Mr. Brown said two of the employees were fired for helping the inmates escape and the others were fired for negligence.

Mr. Bobb said the fired employees could face criminal charges that include aiding and abetting the escape.

Ricardo Jones and Joseph Leaks escaped the city’s 30-year-old detention center in Southeast June 3.

The inmates — both suspects in the same murder case — broke into the warden’s office, smashed through the reinforced glass of a second-story office window and jumped onto a canopy before catching a shuttle bus to the Minnesota Avenue Metro station.

They were recaptured June 4 in Maryland and Virginia.

Residents near the jail said a siren that is supposed to sound during jail breaks never rang during last month’s escape.

Mr. Brown yesterday said jail officials plan to install a new siren that will be heard over a wider area.

“We will be replacing that siren with a state-of-the-art device that has increased frequency,” he said. “We are testing that siren every week now to make sure that it’s functional.”
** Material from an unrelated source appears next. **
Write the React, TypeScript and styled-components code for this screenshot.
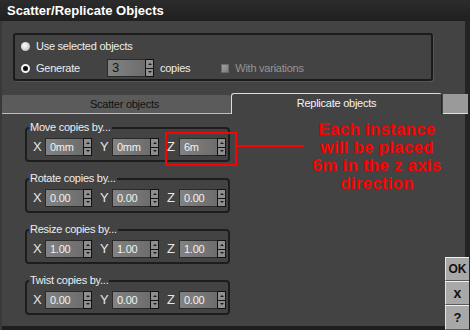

Mr. Brown said the jail will make other security improvements, including installing more barbed-wire fences and cameras along the jail’s perimeter.

Officials also will re-examine how prisoners are classified and how they’re allowed to move within the jail, he said.

Since the escape, officials have installed four large spotlights on the jail’s roof, added an armed officer to patrol the jail’s perimeter and made plans to purchase two patrol dogs, Mr. Brown said.

Jones and Leaks were awaiting trial in the slaying of David Valentine, who was found fatally shot July 6 in front of Leaks’ residence in the 1200 block of Meigs Place in Northeast.

The D.C. Jail houses about 2,500 inmates a month.